The Cube. I'll pretend I'm competing there.
                Tired from the long walk around ¼ of the lake, we traveled to the Olympic Village from the 2008 Summer Olympics for a quick dinner, where I had an unquenchable thirst. I was told Beijing would be cooler and that Nanping and Wu Yi would be hotter than Shanghai. I would say that all three regions were equally hot. Just that the air quality is noticeably worse in Beijing and noticeably better in the southern cities. Post-dinner, Luoliang walked through the center of the village, where the Bird’s Nest, Cube and Torch were all still lit up with gusto, signaling the advance of the coming Winter Olympics in two years. There were no events currently held, but there were massive amounts of people. We waded through them, hopped on the metro and checked into the hotel for the night.
The Great Wall is...very big!
                The next day, we got up and traveled to the fast train station, looking for tickets to the Great Wall.

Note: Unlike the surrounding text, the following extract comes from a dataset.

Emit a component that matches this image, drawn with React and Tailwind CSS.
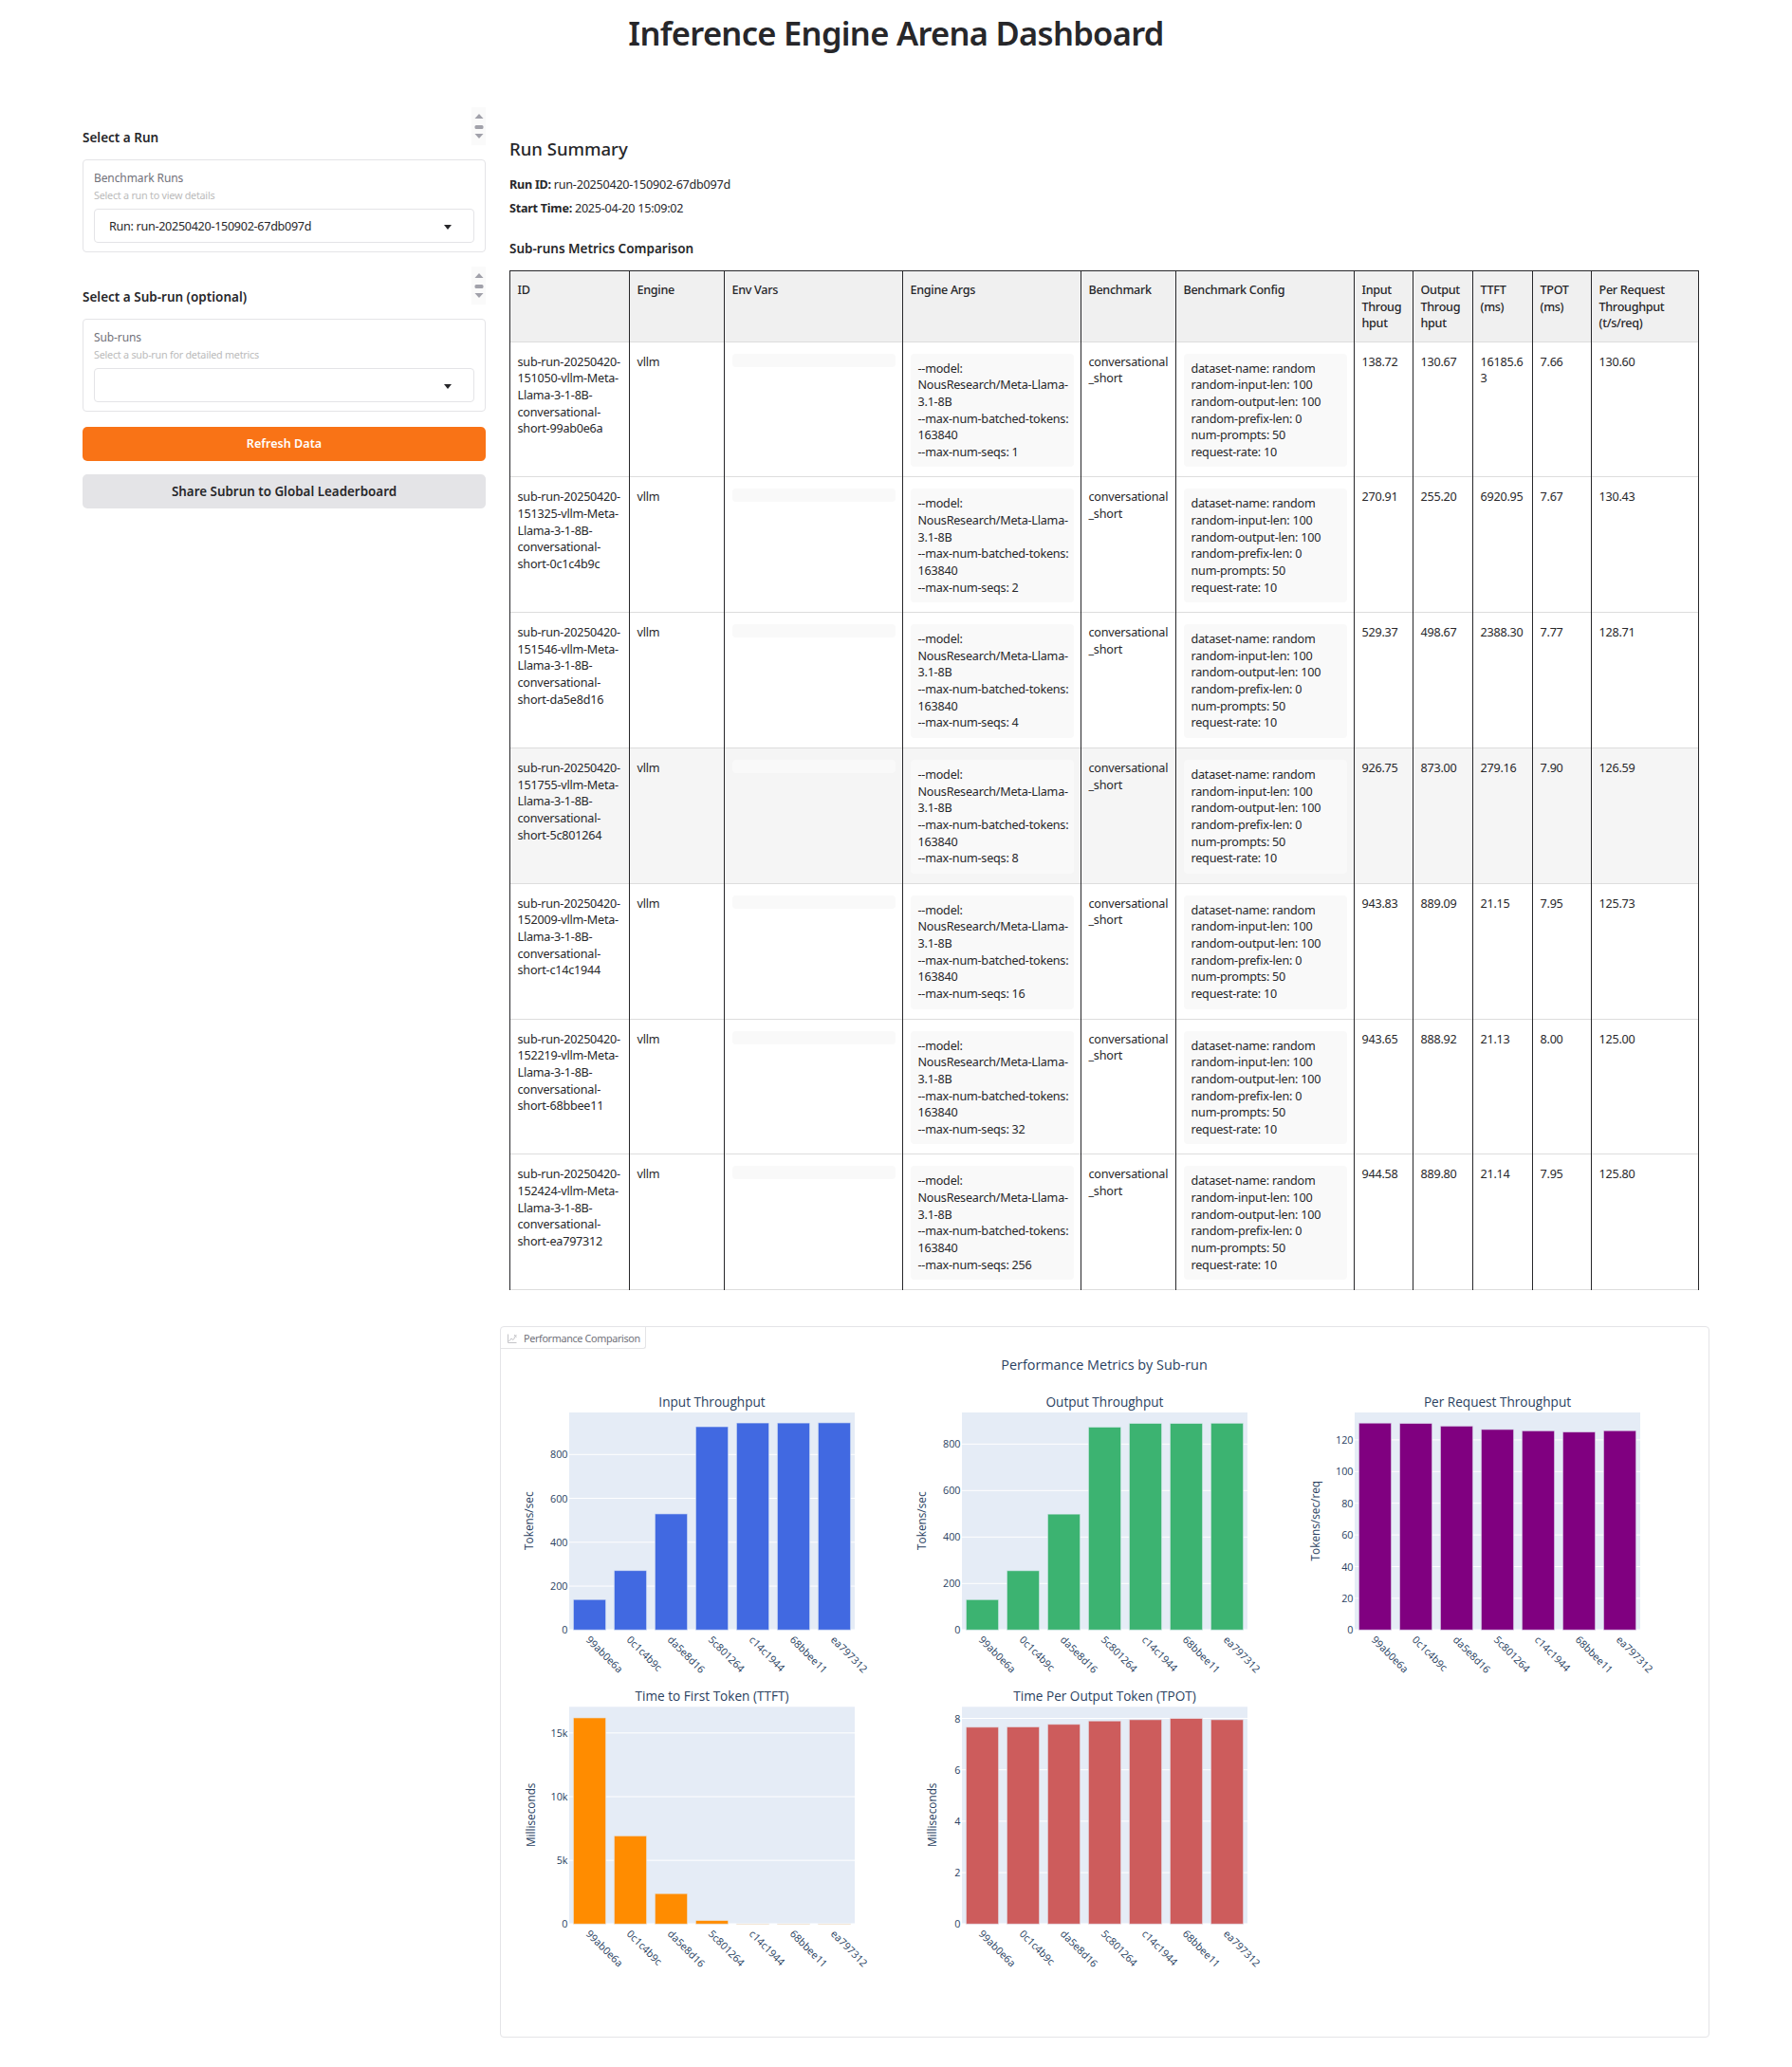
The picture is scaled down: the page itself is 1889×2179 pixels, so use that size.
import React from 'react';

const seqs = [1, 2, 4, 8, 16, 32, 256];
const config = 'dataset-name: random\nrandom-input-len: 100\nrandom-output-len: 100\nrandom-prefix-len: 0\nnum-prompts: 50\nrequest-rate: 10';

const subRuns = [
  { id: 'sub-run-20250420-\n151050-vllm-Meta-\nLlama-3-1-8B-\nconversational-\nshort-99ab0e6a', input: '138.72', output: '130.67', ttft: '16185.6\n3', tpot: '7.66', perReq: '130.60' },
  { id: 'sub-run-20250420-\n151325-vllm-Meta-\nLlama-3-1-8B-\nconversational-\nshort-0c1c4b9c', input: '270.91', output: '255.20', ttft: '6920.95', tpot: '7.67', perReq: '130.43' },
  { id: 'sub-run-20250420-\n151546-vllm-Meta-\nLlama-3-1-8B-\nconversational-\nshort-da5e8d16', input: '529.37', output: '498.67', ttft: '2388.30', tpot: '7.77', perReq: '128.71' },
  { id: 'sub-run-20250420-\n151755-vllm-Meta-\nLlama-3-1-8B-\nconversational-\nshort-5c801264', input: '926.75', output: '873.00', ttft: '279.16', tpot: '7.90', perReq: '126.59', hover: true },
  { id: 'sub-run-20250420-\n152009-vllm-Meta-\nLlama-3-1-8B-\nconversational-\nshort-c14c1944', input: '943.83', output: '889.09', ttft: '21.15', tpot: '7.95', perReq: '125.73' },
  { id: 'sub-run-20250420-\n152219-vllm-Meta-\nLlama-3-1-8B-\nconversational-\nshort-68bbee11', input: '943.65', output: '888.92', ttft: '21.13', tpot: '8.00', perReq: '125.00' },
  { id: 'sub-run-20250420-\n152424-vllm-Meta-\nLlama-3-1-8B-\nconversational-\nshort-ea797312', input: '944.58', output: '889.80', ttft: '21.14', tpot: '7.95', perReq: '125.80' },
];

const shortIds = ['99ab0e6a', '0c1c4b9c', 'da5e8d16', '5c801264', 'c14c1944', '68bbee11', 'ea797312'];

// coordinates below are page pixels, the svg viewBox starts at the card's corner
const charts = [
  { title: 'Input Throughput', yTitle: 'Tokens/sec', color: '#4169e1', x: 600, top: 1489, base: 1718.3, scale: 0.23125, axisX: 559, ticks: [[0, '0'], [200, '200'], [400, '400'], [600, '600'], [800, '800']], values: [138.72, 270.91, 529.37, 926.75, 943.83, 943.65, 944.58] },
  { title: 'Output Throughput', yTitle: 'Tokens/sec', color: '#3cb371', x: 1014, top: 1489, base: 1718.3, scale: 0.245, axisX: 973, ticks: [[0, '0'], [200, '200'], [400, '400'], [600, '600'], [800, '800']], values: [130.67, 255.2, 498.67, 873, 889.09, 888.92, 889.8] },
  { title: 'Per Request Throughput', yTitle: 'Tokens/sec/req', color: '#800080', x: 1428, top: 1489, base: 1718.3, scale: 1.67, axisX: 1388, ticks: [[0, '0'], [20, '20'], [40, '40'], [60, '60'], [80, '80'], [100, '100'], [120, '120']], values: [130.6, 130.43, 128.71, 126.59, 125.73, 125, 125.8] },
  { title: 'Time to First Token (TTFT)', yTitle: 'Milliseconds', color: '#ff8c00', x: 600, top: 1799.3, base: 2028.3, scale: 0.01343, axisX: 561, ticks: [[0, '0'], [5000, '5k'], [10000, '10k'], [15000, '15k']], values: [16185.63, 6920.95, 2388.3, 279.16, 21.15, 21.13, 21.14] },
  { title: 'Time Per Output Token (TPOT)', yTitle: 'Milliseconds', color: '#cd5c5c', x: 1014, top: 1799.3, base: 2028.3, scale: 27.1, axisX: 984, ticks: [[0, '0'], [2, '2'], [4, '4'], [6, '6'], [8, '8']], values: [7.66, 7.67, 7.77, 7.9, 7.95, 8, 7.95] },
];

function BarChart({ chart }) {
  const { title, yTitle, color, x, top, base, scale, axisX, ticks, values } = chart;
  const midY = (top + base) / 2 - 0.5;
  return (
    <g>
      <rect x={x} y={top} width={301} height={base - top} fill="#E5ECF6" />
      {ticks.map(([value, label]) => (
        <g key={label}>
          <line x1={x} x2={x + 301} y1={base - value * scale} y2={base - value * scale} stroke="#fff" strokeWidth={value === 0 ? 1.5 : 1} />
          <text x={x - 1.5} y={base - value * scale + 4} textAnchor="end" fontSize="10.8" fill="#2a3f5f">{label}</text>
        </g>
      ))}
      {values.map((value, i) => {
        const h = value * scale;
        return <rect key={shortIds[i]} x={x + 4.4 + i * 43} y={base - h} width={34.2} height={h} fill={color} stroke="#E5ECF6" strokeWidth="1" strokeOpacity="0.6" />;
      })}
      {shortIds.map((id, i) => {
        const tx = x + 17 + i * 43;
        return (
          <text key={id} x={tx} y={base + 11} transform={`rotate(45 ${tx} ${base + 11})`} fontSize="10.8" fill="#2a3f5f">{id}</text>
        );
      })}
      <text x={x + 150.5} y={top - 6} textAnchor="middle" fontSize="13.6" fill="#2a3f5f">{title}</text>
      <text x={axisX} y={midY} transform={`rotate(-90 ${axisX} ${midY})`} textAnchor="middle" dominantBaseline="middle" fontSize="11.8" fill="#2a3f5f">{yTitle}</text>
    </g>
  );
}

function SortArrows() {
  return (
    <div className="flex h-[40px] w-[15px] flex-col items-center justify-center bg-[#fafafa]">
      <svg width="10" height="26" viewBox="0 0 10 26" fill="#a1a1aa">
        <path d="M5 0 L9.5 5 L0.5 5 Z" />
        <rect x="0.5" y="12" width="9" height="4" rx="1.5" />
        <path d="M0.5 21 L9.5 21 L5 26 Z" />
      </svg>
    </div>
  );
}

function Dropdown({ heading, label, info, value }) {
  return (
    <div>
      <div className="flex h-[40px] items-end justify-between">
        <h3 className="mb-[-1px] text-[13.5px] leading-[18px] font-semibold text-[#27272a]">{heading}</h3>
        <SortArrows />
      </div>
      <div className="mt-[15px] h-[98px] rounded-[4px] border border-[#e4e4e7] px-[11px] pt-[10px]">
        <div className="text-[12px] leading-[18px] tracking-[-0.1px] text-[#71717a]">{label}</div>
        <div className="text-[10.8px] leading-[18px] tracking-[-0.25px] text-[#bbbbbb]">{info}</div>
        <div className="mt-[5px] flex h-[36px] items-center justify-between rounded-[4px] border border-[#e4e4e7] pl-[15px] pr-[23px] pt-[2px] text-[12.6px] tracking-[-0.3px] text-[#27272a]">
          <span>{value}</span>
          <svg width="8" height="5" viewBox="0 0 8 5" fill="#27272a"><path d="M0 0 L8 0 L4 5 Z" /></svg>
        </div>
      </div>
    </div>
  );
}

export default function App() {
  return (
    <div className="min-h-[2179px] bg-white font-['Noto_Sans',sans-serif] text-[#27272a]">
      <h1 className="h-[70px] text-center text-[34.5px] leading-[70px] font-semibold tracking-[-0.7px]">Inference Engine Arena Dashboard</h1>

      <div className="mt-[43px] flex pl-[87px]">
        <aside className="w-[425px]">
          <Dropdown heading="Select a Run" label="Benchmark Runs" info="Select a run to view details" value="Run: run-20250420-150902-67db097d" />
          <div className="mt-[15px]">
            <Dropdown heading="Select a Sub-run (optional)" label="Sub-runs" info="Select a sub-run for detailed metrics" value="" />
          </div>
          <button className="mt-[16px] h-[36px] w-full rounded-[5px] bg-[#f97316] pt-[1px] text-[12.6px] font-semibold text-white">Refresh Data</button>
          <button className="mt-[14px] h-[36px] w-full rounded-[5px] bg-[#e4e4e7] pt-[1px] text-[13.4px] font-semibold text-[#27272a]">Share Subrun to Global Leaderboard</button>
        </aside>

        <main className="ml-[25px] w-[1253px]">
          <h2 className="mt-[31px] text-[18.5px] leading-[26px] font-medium">Run Summary</h2>
          <p className="mt-[16px] text-[12.6px] leading-[18px] tracking-[-0.25px]"><strong className="font-bold">Run ID:</strong> run-20250420-150902-67db097d</p>
          <p className="mt-[7px] text-[12.6px] leading-[18px] tracking-[-0.25px]"><strong className="font-bold">Start Time:</strong> 2025-04-20 15:09:02</p>
          <h3 className="mt-[24px] text-[13.5px] leading-[18px] font-semibold">Sub-runs Metrics Comparison</h3>

          <table className="mt-[14px] w-[1253px] table-fixed border-collapse border-x border-t border-[#27272a] text-left text-[12.6px] leading-[17.64px] tracking-[-0.22px]">
            <colgroup>
              <col className="w-[126px]" />
              <col className="w-[100px]" />
              <col className="w-[188px]" />
              <col className="w-[188px]" />
              <col className="w-[100px]" />
              <col className="w-[188px]" />
              <col className="w-[62px]" />
              <col className="w-[63px]" />
              <col className="w-[63px]" />
              <col className="w-[62px]" />
              <col className="w-[113px]" />
            </colgroup>
            <thead>
              <tr className="h-[74.6px] border-b border-[#dddddd] bg-[#f0f0f0] align-top">
                {['ID', 'Engine', 'Env Vars', 'Engine Args', 'Benchmark', 'Benchmark Config', 'Input\nThroug\nhput', 'Output\nThroug\nhput', 'TTFT\n(ms)', 'TPOT\n(ms)', 'Per Request\nThroughput\n(t/s/req)'].map((name) => (
                  <th key={name} className="border-x border-[#27272a] px-[7.5px] pt-[11px] pb-[9px] font-medium tracking-[-0.3px] whitespace-pre">{name}</th>
                ))}
              </tr>
            </thead>
            <tbody>
              {subRuns.map((run, i) => {
                const cell = 'border-x border-[#27272a] px-[7.5px] pt-[12px] whitespace-pre';
                return (
                  <tr key={run.id} className={`h-[142.8px] border-b border-[#dddddd] align-top ${run.hover ? 'bg-[#f5f5f5]' : ''}`}>
                    <td className={cell}>{run.id}</td>
                    <td className={cell}>vllm</td>
                    <td className={cell}><div className="h-[14px] rounded-[4px] bg-[#f9f9f9]" /></td>
                    <td className={cell}>
                      <div className="rounded-[4px] bg-[#f9f9f9] px-[8px] py-[7px]">{`--model:\nNousResearch/Meta-Llama-\n3.1-8B\n--max-num-batched-tokens:\n163840\n--max-num-seqs: ${seqs[i]}`}</div>
                    </td>
                    <td className={cell}>{'conversational\n_short'}</td>
                    <td className={cell}><div className="rounded-[4px] bg-[#f9f9f9] px-[8px] py-[7px]">{config}</div></td>
                    <td className={cell}>{run.input}</td>
                    <td className={cell}>{run.output}</td>
                    <td className={cell}>{run.ttft}</td>
                    <td className={cell}>{run.tpot}</td>
                    <td className={cell}>{run.perReq}</td>
                  </tr>
                );
              })}
            </tbody>
          </table>
        </main>
      </div>

      <section className="mt-[38px] ml-[527px] h-[750px] w-[1275px] rounded-[4px] border border-[#e4e4e7]">
        <div className="flex h-[23px] w-[153px] items-center gap-[7px] rounded-br-[3px] border-r border-b border-[#e4e4e7] pt-[1px] pl-[7px] text-[10.8px] tracking-[-0.35px] whitespace-nowrap text-[#71717a]">
          <svg width="10" height="10" viewBox="0 0 10 10" fill="none" stroke="#c4c4c8" strokeWidth="1">
            <path d="M0.5 0.5 V9.5 H9.5" />
            <path d="M1.5 8 L4 5 L6 6.5 L9 2" />
            <path d="M7 1 L9.5 3.5 M9.5 1 L7 3.5" />
          </svg>
          <span>Performance Comparison</span>
        </div>
        <svg width="1273" height="726" viewBox="528 1422 1273 726" className="block font-['Open_Sans',sans-serif]">
          <text x="1164" y="1444" textAnchor="middle" fontSize="14.4" fill="#2a3f5f">Performance Metrics by Sub-run</text>
          {charts.map((chart) => <BarChart key={chart.title} chart={chart} />)}
        </svg>
      </section>
    </div>
  );
}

Luoliang’s inside information about there being no difficulty during weekdays proved to be false, unfortunately, so we set out to find the buses. Asking for directions constantly, we finally arrived at the old Ming Dynasty Mint building, from where the buses (the MANY buses) departed. It was here, that Luoliang asked a nice lady at the nearby bus stop for our final directions, and she advised avoiding the typical entrance. Instead she advised entering through the bus parking lot. We did and came upon boarding passengers. We attempted to board but were promptly denied by five attendants and told to 
find the back of the line. As we came from the buses, we saw a line that stretched beyond my vision. We began to wonder if a new plan was needed for the day. Instead, we saw an opportunity about 50 patrons back and cut the line. I make no apologies for this. We probably saved 2 hours. I told Luoliang to take his hat off, I followed suit and stuffed both in the backpack and took that responsibility from Luoliang. Anything to appear different, as we had made quite the entrance. Whether it made a difference or not I do not know, but I do know we were allowed to board during this second attempt without any trouble and found ourselves at the Great Wall two hours later, along with, again,
Forbidden City entrance at night
 the rest of China. A total of 3 hours were spent hiking on the Wall, first, the southern section of the Badaling portion of the Wall, which was much less crowded than the northern section, which we did after. Just an amazing amount of people come to visit this place, it is really difficult to guess how many. There are  buses constantly running back and forth. The hiking itself was pretty challenging, as various inclines of steps and ramps were employed. I would imagine some danger would be involved with any kind of precipitation. Especially for those who opted to select ‘high heels’ as appropriate hiking footwear. Even without hiking footwear, 3 hours in the hot sun, with already sore legs from the entire week, I was pretty spent. We returned to the hotel, attempted to recover and then met up with two more of Luoliang’s friends in the area for dinner. We had a special type of duck (not Peking Duck, it just didn’t happen this trip!), among other great food and two types of traditional Chinese liquor (“Baijiu”) to commemorate the visit. Afterwards, we took in the Beijing night scene, including a nighttime preview of the next day’s activities.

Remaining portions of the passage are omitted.